Tuesday, March 14, 2006

#10

My Key Worker came 'avisitin' yesterday. I'd spent two days cleaning the house from top to bottom. It wasn't dirty! But I'm from the olde schoole. If you are to have visitors, you prepare your home in a way that shows your respect for them, whoever they are. We recently visited friends for the first time, in Bristol, and it was obvious that they had gone to much time and effort to make their home inviting and welcoming. I appreciate that sort of care when I'm on the receiving end.

Anyway, I was knackered, in pain, very tired, and happy with my domestic efforts. Being a house-husband, father, partner, carer, cook, shopper, washer et al, is taken for granted by far too many men in this society of ours. I have always insisted on doing anything I can to share the load. I take pride in not being a burden, but 'there's the rub.' Depression makes one a burden. I have to live with a family, who have to live with someone with a mental illness. A sort of double whammy. I've got it, I make their lives difficult, they mirror that difficulty in the ways they approach me. It ain't easy for them. We all do a balancing act and each day requires a different form of balancing. Relationships are tested and trust holds us all together. I trust them to give me silence when I'm really low, and they trust me to behave in a civilised way.

I have an elephant that emerges at all times of the night and day. It fills the room I'm in. Other people can sense it, but I'm the only one who can herd it. Herding elephants is harder than knitting fog or herding cats. The shear size of it, demands attention, which is distracting, diverting, debilitating and eventually destructive. I've been to the edge of destruction (cue a song) and I know the signs. Hiding the signs from oneself must be similar to alcoholics being in denial. The comfort derived from staring at four walls is much underated. Better to lose oneself in the oblivion of four walls than total oblivion? Yes.

How and when to change my drugs from the treatment of Clinical Depression, to the treatment for Bipolar Disorder, is taxing our brains. If I have OSA (Obstructive Sleep Apnoea) it will make an enormous difference to me, once I have my own CPAP or APAP machine. (Continuous Positive Airway Pressure, or Automatic Positive Airway Pressure) The mood improvement brought about by continual nights of proper sleep, will have considerable relevence upon how we tackle my BAD (Bipolar Affective Disorder).

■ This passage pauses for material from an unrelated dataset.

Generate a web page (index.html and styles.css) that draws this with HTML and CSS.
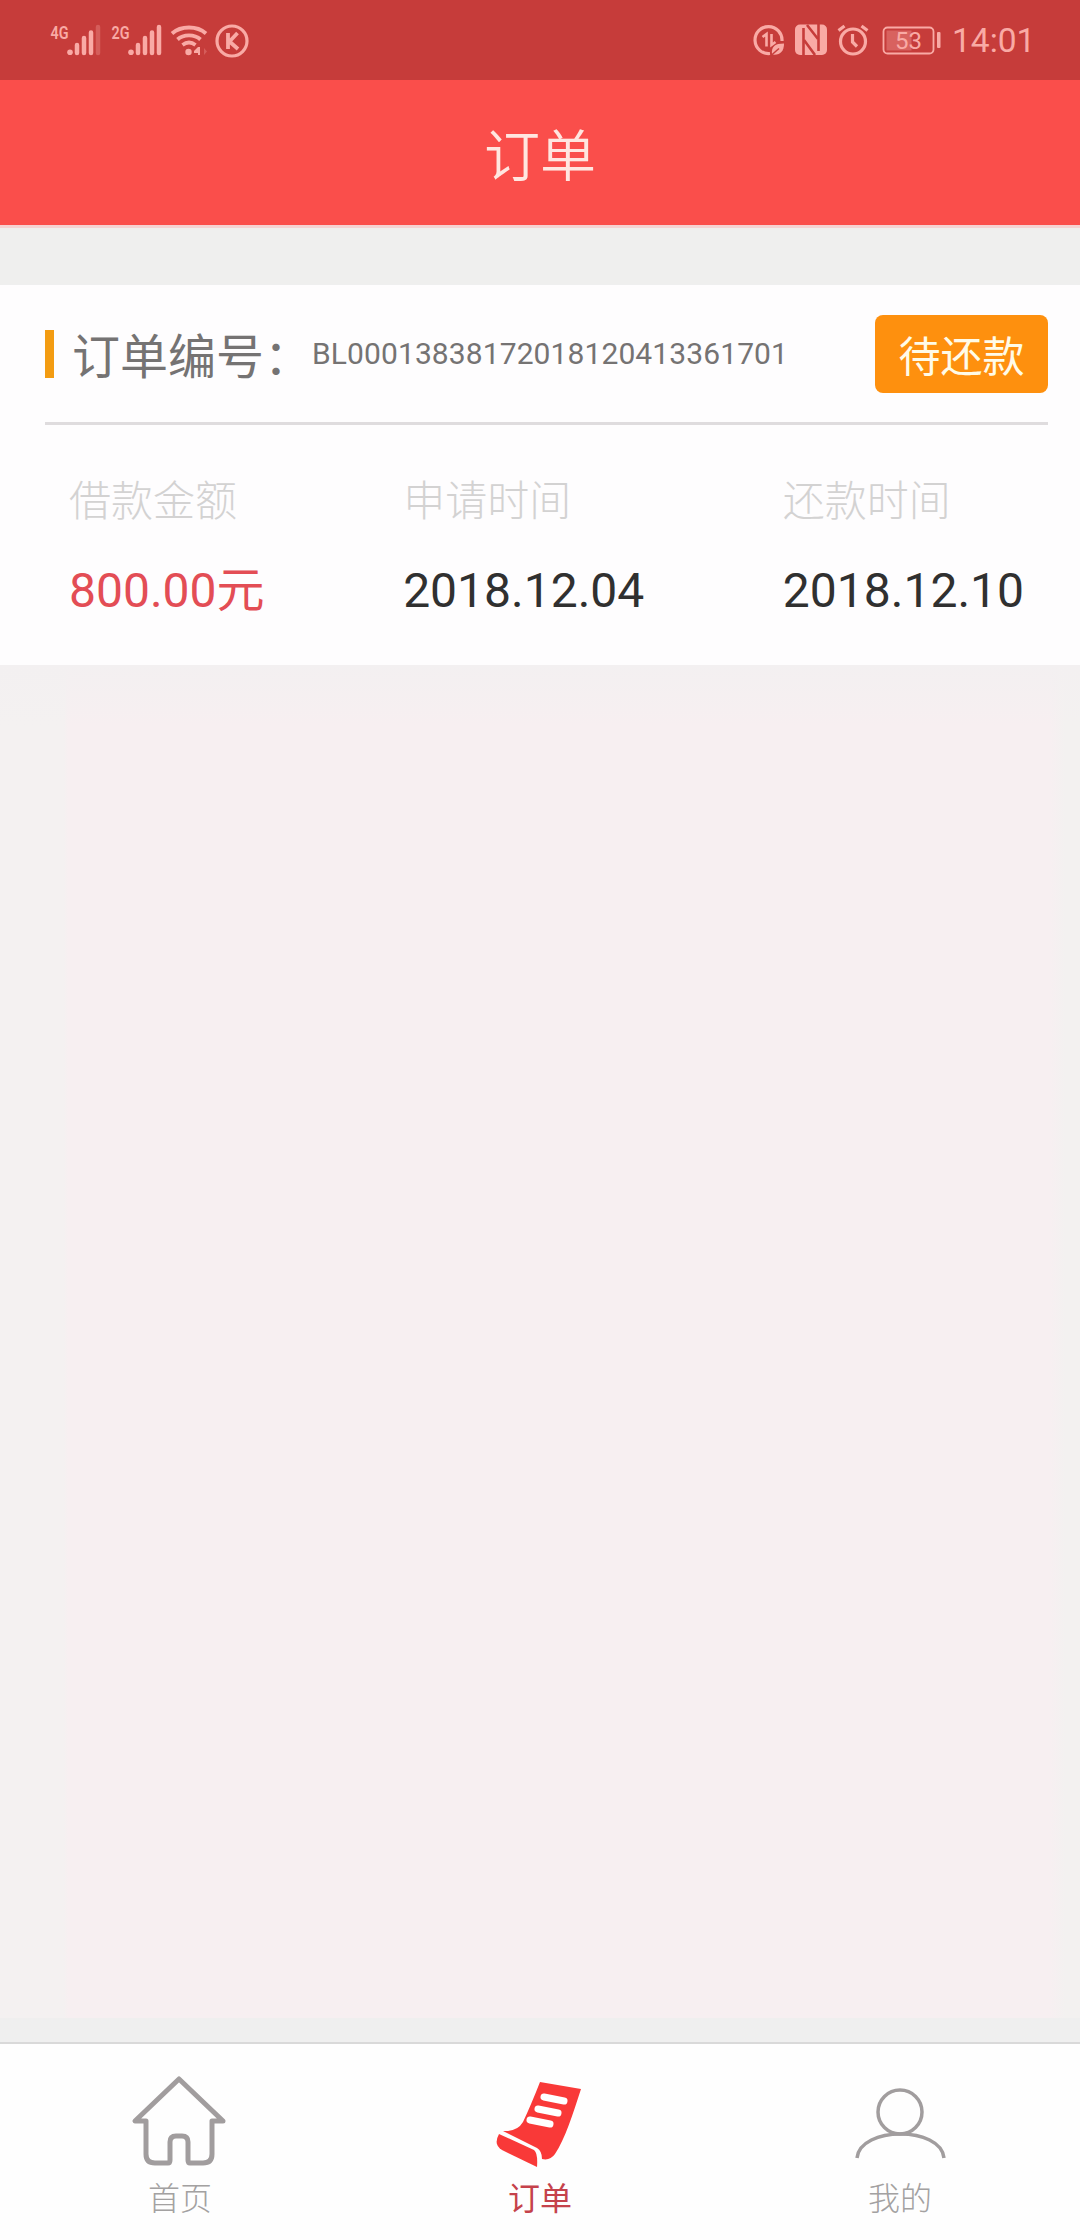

I do have BAD and I cannot avoid acknowledging its existence. How we approach it is still up for grabs at the moment. I'm told that it may be another two or three weeks before I get the results of my Full Sleep Study. All the relevent medical staff are now aware of my situation and conditions. J was a great help in achieving this. I no longer have the patience to cope with authority figures and I could easily go off like a bottle of pop, if I met a brick wall. I know that walls can be walked around, but I'm too close to situations to be mentally able or fit enough to negotiate an outcome. My job involved constant negotiations, but I can no longer decide what shirt to wear some mornings.

I had a course of counselling to help me get through my days, but I'm too tired, too often, at the moment, to summon up the stamina to take one step at a time.

I've avoided SH for several months and that is a good thing. It is addictive and it does help me cope with severe pains. However, I'm aware of the temptations to indulge in the crimson tide and I've managed (correct word there) my moods with some discipline. But it isn't easy. Extra painkillers do help. They mask the pain though. The trick is to avoid doing anything that will aggravate the pain while it's masked, which would create even more pain later. Been there, done that, got the T shirt.

It's late, I'm heading for bed, or the recliner or the dining table, or the sofa. Or all four.

1 comment:

john said...

I slept for the whole night, in bed. The first time in ages!